** START **

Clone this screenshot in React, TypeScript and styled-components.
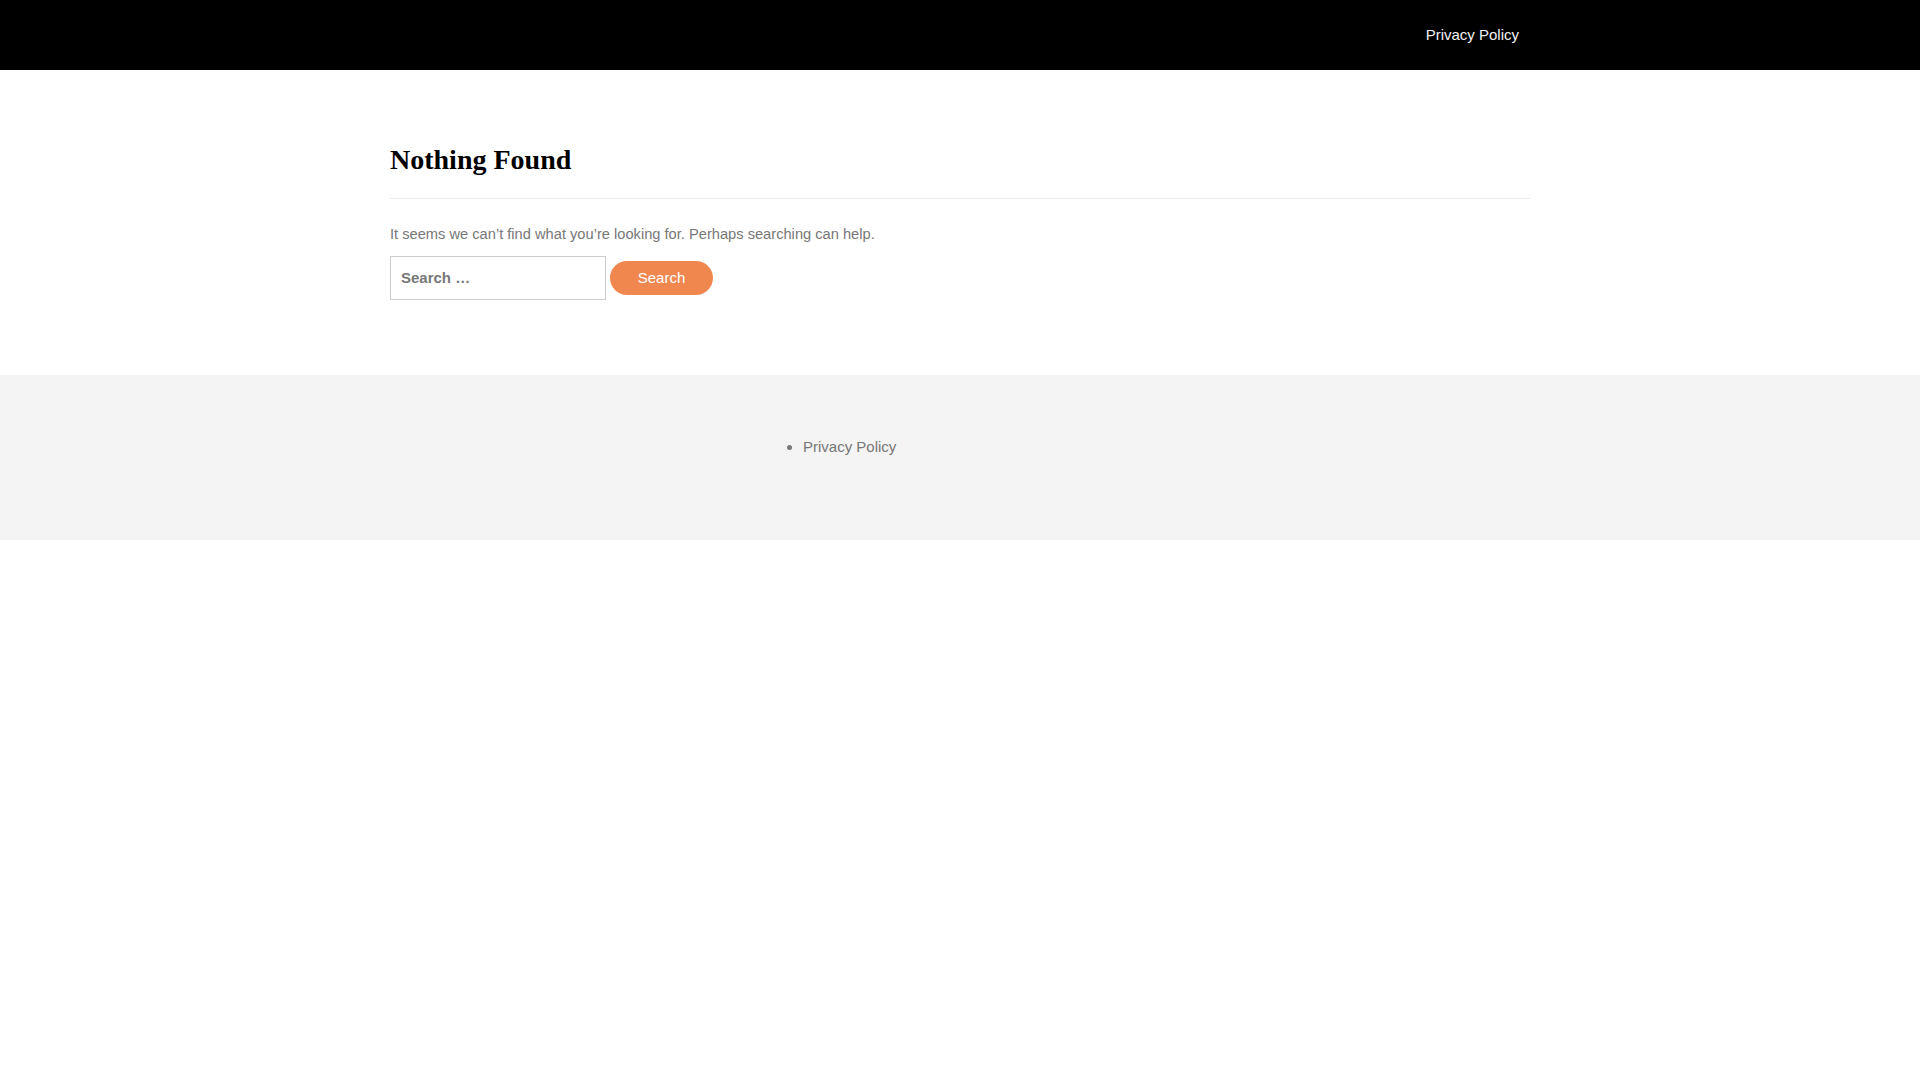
import { createGlobalStyle, styled } from "styled-components";

const GlobalStyle = createGlobalStyle`
  html, body {
    margin: 0;
    padding: 0;
    background: #fff;
    font-family: "Liberation Sans", Arial, sans-serif;
  }
`;

export default function App() {
  return (
    <>
      <GlobalStyle />
      <Header>
        <Container>
          <Nav>
            <NavLink href="#">Privacy Policy</NavLink>
          </Nav>
        </Container>
      </Header>
      <Main>
        <Container>
          <PageHeader>
            <Title>Nothing Found</Title>
          </PageHeader>
          <Text>It seems we can’t find what you’re looking for. Perhaps searching can help.</Text>
          <SearchForm onSubmit={(e) => e.preventDefault()}>
            <SearchInput type="search" placeholder="Search …" />
            <SearchButton type="submit">Search</SearchButton>
          </SearchForm>
        </Container>
      </Main>
      <Footer>
        <Container>
          <FooterMenu>
            <FooterItem>
              <FooterLink href="#">Privacy Policy</FooterLink>
            </FooterItem>
          </FooterMenu>
        </Container>
      </Footer>
    </>
  );
}

const Container = styled.div`
  width: 1140px;
  margin: 0 auto;
`;

const Header = styled.header`
  height: 70px;
  background: #000;
  display: flex;
  align-items: center;
`;

const Nav = styled.nav`
  display: flex;
  justify-content: flex-end;
  padding-right: 11px;
`;

const NavLink = styled.a`
  color: #f2f2f2;
  font-size: 15px;
  line-height: 24px;
  text-decoration: none;
`;

const Main = styled.main`
  padding: 73px 0 75px;
`;

const PageHeader = styled.div`
  padding-bottom: 21px;
  border-bottom: 1px solid #ebebeb;
`;

const Title = styled.h1`
  margin: 0;
  font-family: "Liberation Serif", "Times New Roman", serif;
  font-size: 28px;
  line-height: 1.2;
  font-weight: 700;
  color: #000;
`;

const Text = styled.p`
  margin: 23px 0 10px;
  font-size: 14.67px;
  line-height: 24px;
  color: #777;
`;

const SearchForm = styled.form`
  display: flex;
  align-items: center;
  gap: 4px;
`;

const SearchInput = styled.input`
  box-sizing: border-box;
  width: 216px;
  height: 44px;
  padding: 0 10px;
  border: 1px solid #ccc;
  border-radius: 0;
  outline: none;
  font-family: inherit;
  font-size: 15px;
  color: #555;

  &::placeholder {
    color: #777;
    font-weight: 700;
  }
`;

const SearchButton = styled.button`
  box-sizing: border-box;
  width: 103px;
  height: 34px;
  border: none;
  border-radius: 17px;
  background: #f0874f;
  color: #fff;
  font-family: inherit;
  font-size: 15px;
  cursor: pointer;
`;

const Footer = styled.footer`
  background: #f4f4f4;
  padding: 60px 0 81px;
`;

const FooterMenu = styled.ul`
  margin: 0;
  padding: 0 0 0 413px;
  list-style: disc;
  color: #777;
`;

const FooterItem = styled.li`
  font-size: 15px;
  line-height: 24px;
`;

const FooterLink = styled.a`
  color: #777;
  text-decoration: none;
`;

** END **

Aim of the exercise: Take the listing above and restate it word for word, without its pictures.

Response to this exercise:
Clone this screenshot in React, TypeScript and styled-components.
import { createGlobalStyle, styled } from "styled-components";

const GlobalStyle = createGlobalStyle`
  html, body {
    margin: 0;
    padding: 0;
    background: #fff;
    font-family: "Liberation Sans", Arial, sans-serif;
  }
`;

export default function App() {
  return (
    <>
      <GlobalStyle />
      <Header>
        <Container>
          <Nav>
            <NavLink href="#">Privacy Policy</NavLink>
          </Nav>
        </Container>
      </Header>
      <Main>
        <Container>
          <PageHeader>
            <Title>Nothing Found</Title>
          </PageHeader>
          <Text>It seems we can’t find what you’re looking for. Perhaps searching can help.</Text>
          <SearchForm onSubmit={(e) => e.preventDefault()}>
            <SearchInput type="search" placeholder="Search …" />
            <SearchButton type="submit">Search</SearchButton>
          </SearchForm>
        </Container>
      </Main>
      <Footer>
        <Container>
          <FooterMenu>
            <FooterItem>
              <FooterLink href="#">Privacy Policy</FooterLink>
            </FooterItem>
          </FooterMenu>
        </Container>
      </Footer>
    </>
  );
}

const Container = styled.div`
  width: 1140px;
  margin: 0 auto;
`;

const Header = styled.header`
  height: 70px;
  background: #000;
  display: flex;
  align-items: center;
`;

const Nav = styled.nav`
  display: flex;
  justify-content: flex-end;
  padding-right: 11px;
`;

const NavLink = styled.a`
  color: #f2f2f2;
  font-size: 15px;
  line-height: 24px;
  text-decoration: none;
`;

const Main = styled.main`
  padding: 73px 0 75px;
`;

const PageHeader = styled.div`
  padding-bottom: 21px;
  border-bottom: 1px solid #ebebeb;
`;

const Title = styled.h1`
  margin: 0;
  font-family: "Liberation Serif", "Times New Roman", serif;
  font-size: 28px;
  line-height: 1.2;
  font-weight: 700;
  color: #000;
`;

const Text = styled.p`
  margin: 23px 0 10px;
  font-size: 14.67px;
  line-height: 24px;
  color: #777;
`;

const SearchForm = styled.form`
  display: flex;
  align-items: center;
  gap: 4px;
`;

const SearchInput = styled.input`
  box-sizing: border-box;
  width: 216px;
  height: 44px;
  padding: 0 10px;
  border: 1px solid #ccc;
  border-radius: 0;
  outline: none;
  font-family: inherit;
  font-size: 15px;
  color: #555;

  &::placeholder {
    color: #777;
    font-weight: 700;
  }
`;

const SearchButton = styled.button`
  box-sizing: border-box;
  width: 103px;
  height: 34px;
  border: none;
  border-radius: 17px;
  background: #f0874f;
  color: #fff;
  font-family: inherit;
  font-size: 15px;
  cursor: pointer;
`;

const Footer = styled.footer`
  background: #f4f4f4;
  padding: 60px 0 81px;
`;

const FooterMenu = styled.ul`
  margin: 0;
  padding: 0 0 0 413px;
  list-style: disc;
  color: #777;
`;

const FooterItem = styled.li`
  font-size: 15px;
  line-height: 24px;
`;

const FooterLink = styled.a`
  color: #777;
  text-decoration: none;
`;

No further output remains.